_THE PROBLEM_
Scan the listing below. Report each line that includes "React".

_RECORDS TO USE_
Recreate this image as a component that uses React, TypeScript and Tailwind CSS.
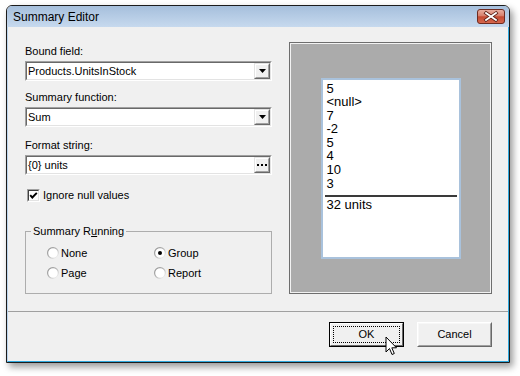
import React from "react";

function Arrow() {
  return (
    <svg width="7" height="4" viewBox="0 0 7 4">
      <path d="M0 0 H7 L3.5 4 Z" fill="#000" />
    </svg>
  );
}

function Dots() {
  return (
    <svg width="10" height="2" viewBox="0 0 10 2">
      <rect x="0" y="0" width="2" height="2" fill="#000" />
      <rect x="4" y="0" width="2" height="2" fill="#000" />
      <rect x="8" y="0" width="2" height="2" fill="#000" />
    </svg>
  );
}

function Field({ value, kind }: { value: string; kind: "arrow" | "dots" }) {
  return (
    <div className="h-[20px] border border-t-[#a0a0a0] border-l-[#a0a0a0] border-b-white border-r-white">
      <div className="h-full flex items-center bg-white border border-t-[#696969] border-l-[#696969] border-b-[#e3e3e3] border-r-[#e3e3e3]">
        <span className="flex-1 pl-[1px] text-[11px] leading-[16px] text-black">{value}</span>
        <div className="w-[16px] h-full border border-t-[#e3e3e3] border-l-[#e3e3e3] border-b-[#696969] border-r-[#696969]">
          <div className="w-full h-full bg-[#f0f0f0] border border-t-white border-l-white border-b-[#a0a0a0] border-r-[#a0a0a0] flex items-center justify-center">
            {kind === "arrow" ? <Arrow /> : <Dots />}
          </div>
        </div>
      </div>
    </div>
  );
}

function Radio({ checked, label }: { checked?: boolean; label: string }) {
  return (
    <div className="h-[14px] flex items-center gap-[2px]">
      <svg width="12" height="12" viewBox="0 0 12 12">
        <defs>
          <linearGradient id="rg" x1="0" y1="0" x2="1" y2="1">
            <stop offset="0" stopColor="#8a8a8a" />
            <stop offset="0.5" stopColor="#b8b8b8" />
            <stop offset="1" stopColor="#ffffff" />
          </linearGradient>
        </defs>
        <circle cx="6" cy="6" r="5.4" fill="#fff" stroke="url(#rg)" strokeWidth="1.2" />
        {checked && <circle cx="6" cy="6" r="2" fill="#000" />}
      </svg>
      <span className="text-[11px] leading-[14px] text-black">{label}</span>
    </div>
  );
}

function CloseButton() {
  return (
    <svg width="28" height="15" viewBox="0 0 28 15">
      <defs>
        <linearGradient id="cg" x1="0" y1="0" x2="0" y2="1">
          <stop offset="0" stopColor="#eab0a2" />
          <stop offset="0.45" stopColor="#d7806c" />
          <stop offset="0.52" stopColor="#c44a32" />
          <stop offset="1" stopColor="#d86a50" />
        </linearGradient>
      </defs>
      <rect x="0.5" y="0.5" width="27" height="14" rx="2.5" fill="url(#cg)" stroke="#6e2b20" />
      <path d="M9 4 L19 11 M19 4 L9 11" stroke="#5a1f16" strokeWidth="3.4" strokeLinecap="square" />
      <path d="M9 4 L19 11 M19 4 L9 11" stroke="#ffffff" strokeWidth="1.8" strokeLinecap="square" />
    </svg>
  );
}

function Cursor() {
  return (
    <svg
      className="absolute left-[385px] top-[336px]"
      width="14"
      height="21"
      viewBox="0 0 14 21"
    >
      <path
        d="M1 1 L1 16 L4.5 12.5 L7 18.5 L9.3 17.5 L6.8 11.8 L11.5 11.8 Z"
        fill="#fff"
        stroke="#000"
        strokeWidth="1"
        strokeLinejoin="miter"
      />
    </svg>
  );
}

export default function App() {
  const values = ["5", "<null>", "7", "-2", "5", "4", "10", "3"];
  return (
    <div className="relative w-[520px] h-[376px] bg-white overflow-hidden font-['Liberation_Sans',Arial,sans-serif] text-black">
      <div className="ml-[6px] mt-[5px] w-[504px] h-[358px] flex flex-col border border-[#1c1c1c] rounded-t-[6px] shadow-[3px_4px_7px_rgba(0,0,0,0.4)] bg-[#f0f0f0]">
        {/* Title bar */}
        <div className="h-[21px] shrink-0 flex items-center justify-between rounded-t-[5px] bg-gradient-to-b from-[#a6bfdc] to-[#c6d9ee] pl-[6px] pr-[4px]">
          <span className="text-[12px] leading-[14px] text-black">Summary Editor</span>
          <CloseButton />
        </div>
        {/* Client */}
        <div className="flex-1 flex flex-col border-l border-r border-b border-l-[#bcd6ee] border-r-[#2fa9de] border-b-[#2fa9de]">
          <div className="flex pt-[15px] pl-[17px] pr-[16px] gap-[17px]">
            {/* Left column */}
            <div className="w-[247px] flex flex-col">
              <div className="h-[19px] text-[11px] leading-[19px]">Bound field:</div>
              <Field value="Products.UnitsInStock" kind="arrow" />
              <div className="mt-[7px] h-[19px] text-[11px] leading-[19px]">Summary function:</div>
              <Field value="Sum" kind="arrow" />
              <div className="mt-[9px] h-[19px] text-[11px] leading-[19px]">Format string:</div>
              <Field value="{0} units" kind="dots" />
              <div className="mt-[14px] ml-[2px] h-[13px] flex items-center gap-[3px]">
                <div className="w-[13px] h-[13px] border border-t-[#a0a0a0] border-l-[#a0a0a0] border-b-white border-r-white">
                  <div className="w-full h-full bg-white border border-t-[#404040] border-l-[#404040] border-b-[#e3e3e3] border-r-[#e3e3e3] flex items-center justify-center">
                    <svg width="9" height="9" viewBox="0 0 9 9">
                      <path d="M1.2 4.2 L3.3 6.5 L7.8 1.8" fill="none" stroke="#000" strokeWidth="1.9" />
                    </svg>
                  </div>
                </div>
                <span className="text-[11px] leading-[13px]">Ignore null values</span>
              </div>
              <fieldset className="mt-[22px] h-[70px] border border-[#adadad]">
                <legend className="ml-[5px] px-[2px] text-[11px] leading-[14px]">
                  Summary R<span className="underline">u</span>nning
                </legend>
                <div className="mt-[8px] pl-[21px] grid grid-cols-[107px_auto] gap-y-[6px]">
                  <Radio label="None" />
                  <Radio label="Group" checked />
                  <Radio label="Page" />
                  <Radio label="Report" />
                </div>
              </fieldset>
            </div>
            {/* Preview */}
            <div className="w-[203px] h-[252px] border border-[#6e6e6e]">
              <div className="w-full h-full border border-[#f2f2f2] bg-[#ababab] flex items-center justify-center">
                <div className="w-[140px] h-[181px] bg-white border-2 border-[#a9c2dc] px-[2px] pt-[2px] flex flex-col font-['Liberation_Sans',Arial,sans-serif] text-[13px] leading-[13.6px] text-black">
                  {values.map((v, i) => (
                    <div key={i} className="pl-[2px] h-[13.6px]">
                      {v}
                    </div>
                  ))}
                  <div className="mt-[5px] h-[2px] bg-[#3a3a3a]" />
                  <div className="mt-[1px] pl-[2px]">32 units</div>
                </div>
              </div>
            </div>
          </div>
          {/* Separator */}
          <div className="mt-[17px] h-px bg-[#a0a0a0]" />
          {/* Buttons */}
          <div className="mt-[10px] flex justify-end gap-[13px] pr-[16px]">
            <div className="w-[75px] h-[25px] border border-black">
              <div className="w-full h-full bg-[#f0f0f0] border border-t-white border-l-white border-b-[#696969] border-r-[#696969] p-[2px]">
                <div className="w-full h-full border border-dotted border-black flex items-center justify-center text-[11px]">
                  OK
                </div>
              </div>
            </div>
            <div className="w-[75px] h-[25px] border border-t-white border-l-white border-b-[#696969] border-r-[#696969]">
              <div className="w-full h-full bg-[#f0f0f0] border border-t-[#f7f7f7] border-l-[#f7f7f7] border-b-[#a0a0a0] border-r-[#a0a0a0] flex items-center justify-center text-[11px]">
                Cancel
              </div>
            </div>
          </div>
        </div>
      </div>
      <Cursor />
    </div>
  );
}
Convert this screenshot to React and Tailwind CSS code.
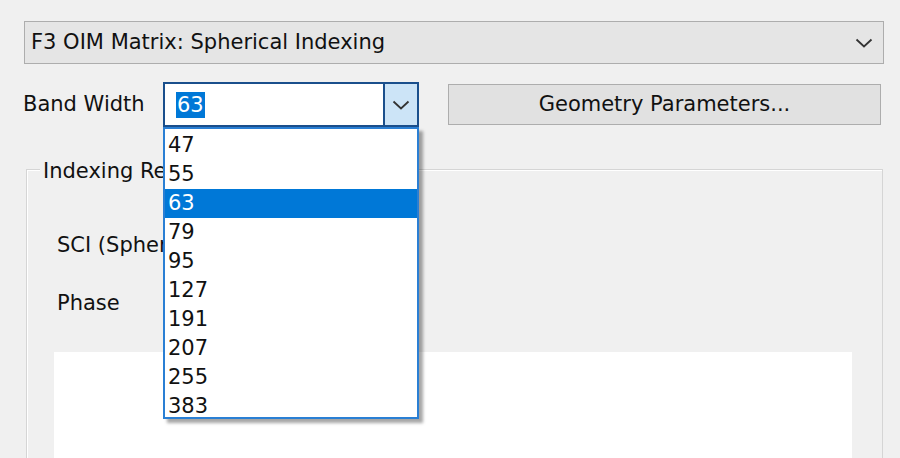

_FINAL RESULT_
Recreate this image as a component that uses React, TypeScript and Tailwind CSS.
import React from "react";
Convert this screenshot to React and Tailwind CSS code.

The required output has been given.